=== Requirements ===
How many lines in these records hold the string "Tailwind"? Reply with the number alone.

=== Records provided ===
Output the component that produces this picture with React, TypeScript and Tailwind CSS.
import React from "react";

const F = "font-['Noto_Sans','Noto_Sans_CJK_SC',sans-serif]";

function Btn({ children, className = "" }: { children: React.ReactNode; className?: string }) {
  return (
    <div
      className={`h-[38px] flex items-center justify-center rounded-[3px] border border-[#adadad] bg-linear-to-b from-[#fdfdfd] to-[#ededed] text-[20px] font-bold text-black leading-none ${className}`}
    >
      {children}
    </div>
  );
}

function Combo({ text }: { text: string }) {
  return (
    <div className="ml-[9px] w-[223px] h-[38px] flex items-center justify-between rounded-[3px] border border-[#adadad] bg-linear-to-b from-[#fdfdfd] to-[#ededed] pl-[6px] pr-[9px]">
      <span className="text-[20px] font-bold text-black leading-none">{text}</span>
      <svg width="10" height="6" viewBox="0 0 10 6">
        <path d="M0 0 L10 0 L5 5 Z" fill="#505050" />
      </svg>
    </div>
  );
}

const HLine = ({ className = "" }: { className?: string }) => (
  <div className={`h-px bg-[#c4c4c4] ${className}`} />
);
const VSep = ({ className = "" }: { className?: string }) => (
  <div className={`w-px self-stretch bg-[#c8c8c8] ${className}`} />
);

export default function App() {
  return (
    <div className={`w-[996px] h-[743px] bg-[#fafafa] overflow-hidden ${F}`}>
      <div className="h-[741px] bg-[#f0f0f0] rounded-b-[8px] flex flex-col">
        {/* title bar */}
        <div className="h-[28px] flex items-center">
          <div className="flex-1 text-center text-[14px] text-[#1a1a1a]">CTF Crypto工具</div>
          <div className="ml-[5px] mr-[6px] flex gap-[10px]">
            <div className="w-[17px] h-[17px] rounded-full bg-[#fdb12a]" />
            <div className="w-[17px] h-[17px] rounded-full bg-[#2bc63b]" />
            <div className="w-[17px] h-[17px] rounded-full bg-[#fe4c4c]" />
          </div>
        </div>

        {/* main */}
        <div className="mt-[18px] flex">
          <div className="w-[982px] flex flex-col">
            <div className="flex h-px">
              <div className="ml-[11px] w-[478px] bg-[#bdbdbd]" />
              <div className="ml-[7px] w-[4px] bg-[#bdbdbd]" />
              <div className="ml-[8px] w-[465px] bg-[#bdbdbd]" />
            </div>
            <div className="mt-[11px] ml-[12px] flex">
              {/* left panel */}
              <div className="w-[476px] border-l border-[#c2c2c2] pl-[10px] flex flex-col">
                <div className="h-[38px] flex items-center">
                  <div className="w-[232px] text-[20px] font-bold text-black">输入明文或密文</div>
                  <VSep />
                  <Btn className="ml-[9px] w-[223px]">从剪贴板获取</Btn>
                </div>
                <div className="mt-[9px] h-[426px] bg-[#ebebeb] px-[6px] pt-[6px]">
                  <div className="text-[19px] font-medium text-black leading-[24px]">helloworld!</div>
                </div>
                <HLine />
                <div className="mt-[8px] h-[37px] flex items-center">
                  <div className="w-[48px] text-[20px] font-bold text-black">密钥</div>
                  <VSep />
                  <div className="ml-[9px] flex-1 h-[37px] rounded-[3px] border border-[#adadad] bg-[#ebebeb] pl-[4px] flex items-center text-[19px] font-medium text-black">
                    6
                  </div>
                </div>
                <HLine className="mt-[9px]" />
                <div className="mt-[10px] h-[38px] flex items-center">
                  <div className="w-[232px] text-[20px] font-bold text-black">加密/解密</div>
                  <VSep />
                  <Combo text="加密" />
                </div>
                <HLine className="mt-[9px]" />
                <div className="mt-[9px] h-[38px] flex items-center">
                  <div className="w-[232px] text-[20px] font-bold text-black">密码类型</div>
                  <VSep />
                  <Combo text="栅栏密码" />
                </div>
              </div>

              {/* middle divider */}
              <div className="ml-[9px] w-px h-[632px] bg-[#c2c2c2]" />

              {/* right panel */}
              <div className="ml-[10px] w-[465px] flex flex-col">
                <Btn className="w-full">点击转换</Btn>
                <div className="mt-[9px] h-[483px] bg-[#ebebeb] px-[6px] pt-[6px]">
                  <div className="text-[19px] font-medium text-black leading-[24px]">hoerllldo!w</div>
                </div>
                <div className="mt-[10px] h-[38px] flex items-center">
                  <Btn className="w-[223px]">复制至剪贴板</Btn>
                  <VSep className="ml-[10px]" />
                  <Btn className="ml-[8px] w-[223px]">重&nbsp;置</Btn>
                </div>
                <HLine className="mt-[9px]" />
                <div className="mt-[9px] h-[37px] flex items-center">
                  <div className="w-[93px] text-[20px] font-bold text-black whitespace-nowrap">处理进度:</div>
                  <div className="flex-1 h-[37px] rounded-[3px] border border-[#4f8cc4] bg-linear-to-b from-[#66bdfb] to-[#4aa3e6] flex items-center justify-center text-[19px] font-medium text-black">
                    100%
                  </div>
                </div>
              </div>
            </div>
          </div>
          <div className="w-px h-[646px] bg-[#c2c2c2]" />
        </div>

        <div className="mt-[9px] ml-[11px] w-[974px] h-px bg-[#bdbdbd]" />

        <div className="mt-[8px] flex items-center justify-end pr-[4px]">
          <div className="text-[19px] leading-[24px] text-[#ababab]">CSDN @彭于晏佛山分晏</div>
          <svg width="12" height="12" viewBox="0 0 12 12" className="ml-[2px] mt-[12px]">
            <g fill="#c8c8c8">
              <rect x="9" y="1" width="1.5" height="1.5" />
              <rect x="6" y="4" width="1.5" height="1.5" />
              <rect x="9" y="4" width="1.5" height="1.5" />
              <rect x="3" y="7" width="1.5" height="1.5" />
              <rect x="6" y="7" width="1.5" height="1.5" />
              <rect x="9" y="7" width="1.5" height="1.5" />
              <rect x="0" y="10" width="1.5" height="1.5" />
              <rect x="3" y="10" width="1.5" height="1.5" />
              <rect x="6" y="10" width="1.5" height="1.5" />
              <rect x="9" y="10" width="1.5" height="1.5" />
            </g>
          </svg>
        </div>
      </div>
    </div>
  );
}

==

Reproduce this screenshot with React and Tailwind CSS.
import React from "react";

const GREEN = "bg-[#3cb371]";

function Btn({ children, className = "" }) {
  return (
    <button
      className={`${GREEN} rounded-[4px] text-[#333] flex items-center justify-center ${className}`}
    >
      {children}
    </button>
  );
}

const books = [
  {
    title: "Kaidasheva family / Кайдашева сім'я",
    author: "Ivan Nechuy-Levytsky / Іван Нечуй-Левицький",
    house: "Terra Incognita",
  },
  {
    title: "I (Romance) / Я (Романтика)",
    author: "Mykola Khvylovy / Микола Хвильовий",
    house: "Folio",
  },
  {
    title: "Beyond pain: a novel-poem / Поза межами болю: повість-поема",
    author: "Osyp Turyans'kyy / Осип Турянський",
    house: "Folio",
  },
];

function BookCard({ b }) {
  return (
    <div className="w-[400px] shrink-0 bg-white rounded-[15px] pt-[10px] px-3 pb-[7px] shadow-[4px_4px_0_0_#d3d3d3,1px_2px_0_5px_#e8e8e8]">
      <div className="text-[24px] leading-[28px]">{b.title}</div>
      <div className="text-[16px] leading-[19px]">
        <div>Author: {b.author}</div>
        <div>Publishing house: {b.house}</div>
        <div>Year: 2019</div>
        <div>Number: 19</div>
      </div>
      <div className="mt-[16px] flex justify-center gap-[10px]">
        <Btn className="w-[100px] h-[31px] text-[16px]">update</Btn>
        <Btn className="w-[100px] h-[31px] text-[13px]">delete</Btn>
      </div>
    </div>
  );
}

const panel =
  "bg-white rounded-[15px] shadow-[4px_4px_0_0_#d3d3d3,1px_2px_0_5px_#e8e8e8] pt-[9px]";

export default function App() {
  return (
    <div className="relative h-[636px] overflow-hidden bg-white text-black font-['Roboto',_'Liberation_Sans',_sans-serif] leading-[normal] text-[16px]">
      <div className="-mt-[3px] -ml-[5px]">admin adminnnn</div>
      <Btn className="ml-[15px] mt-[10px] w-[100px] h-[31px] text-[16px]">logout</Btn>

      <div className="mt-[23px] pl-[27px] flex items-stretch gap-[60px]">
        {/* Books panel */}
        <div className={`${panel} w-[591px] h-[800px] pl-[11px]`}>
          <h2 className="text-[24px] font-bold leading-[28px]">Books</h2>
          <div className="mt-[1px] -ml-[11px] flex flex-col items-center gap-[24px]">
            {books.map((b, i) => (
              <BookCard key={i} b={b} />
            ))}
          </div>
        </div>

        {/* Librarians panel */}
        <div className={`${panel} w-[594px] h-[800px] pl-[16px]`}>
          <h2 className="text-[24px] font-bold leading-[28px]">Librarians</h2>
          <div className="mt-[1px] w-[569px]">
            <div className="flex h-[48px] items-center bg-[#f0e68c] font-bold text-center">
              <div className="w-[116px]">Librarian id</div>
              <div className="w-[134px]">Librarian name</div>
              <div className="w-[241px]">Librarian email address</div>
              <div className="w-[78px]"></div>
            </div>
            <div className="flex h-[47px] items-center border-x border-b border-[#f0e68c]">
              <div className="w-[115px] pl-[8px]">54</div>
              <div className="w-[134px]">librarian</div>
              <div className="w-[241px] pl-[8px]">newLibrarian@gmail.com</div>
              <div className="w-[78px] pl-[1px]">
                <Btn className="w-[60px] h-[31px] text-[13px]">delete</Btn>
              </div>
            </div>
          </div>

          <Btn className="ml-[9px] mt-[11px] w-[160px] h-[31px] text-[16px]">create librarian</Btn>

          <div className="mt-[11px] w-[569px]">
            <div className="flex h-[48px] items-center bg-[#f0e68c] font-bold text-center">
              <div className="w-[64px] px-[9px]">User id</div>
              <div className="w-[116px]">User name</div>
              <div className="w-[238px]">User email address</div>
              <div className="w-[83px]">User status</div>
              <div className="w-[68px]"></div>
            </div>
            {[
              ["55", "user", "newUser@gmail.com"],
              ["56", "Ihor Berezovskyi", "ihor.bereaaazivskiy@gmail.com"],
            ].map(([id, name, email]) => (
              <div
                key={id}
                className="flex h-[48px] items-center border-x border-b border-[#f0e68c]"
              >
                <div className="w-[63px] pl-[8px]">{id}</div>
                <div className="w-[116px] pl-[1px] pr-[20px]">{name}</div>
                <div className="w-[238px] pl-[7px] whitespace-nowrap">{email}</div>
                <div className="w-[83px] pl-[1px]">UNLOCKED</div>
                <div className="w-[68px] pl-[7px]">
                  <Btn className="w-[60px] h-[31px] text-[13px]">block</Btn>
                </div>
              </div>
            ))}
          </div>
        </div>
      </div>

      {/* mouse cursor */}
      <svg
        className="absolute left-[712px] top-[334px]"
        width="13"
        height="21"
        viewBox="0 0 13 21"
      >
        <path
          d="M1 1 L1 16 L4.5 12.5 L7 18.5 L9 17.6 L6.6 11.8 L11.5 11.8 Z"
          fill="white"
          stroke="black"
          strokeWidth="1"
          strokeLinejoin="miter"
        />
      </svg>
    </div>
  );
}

=== The completed task ===
2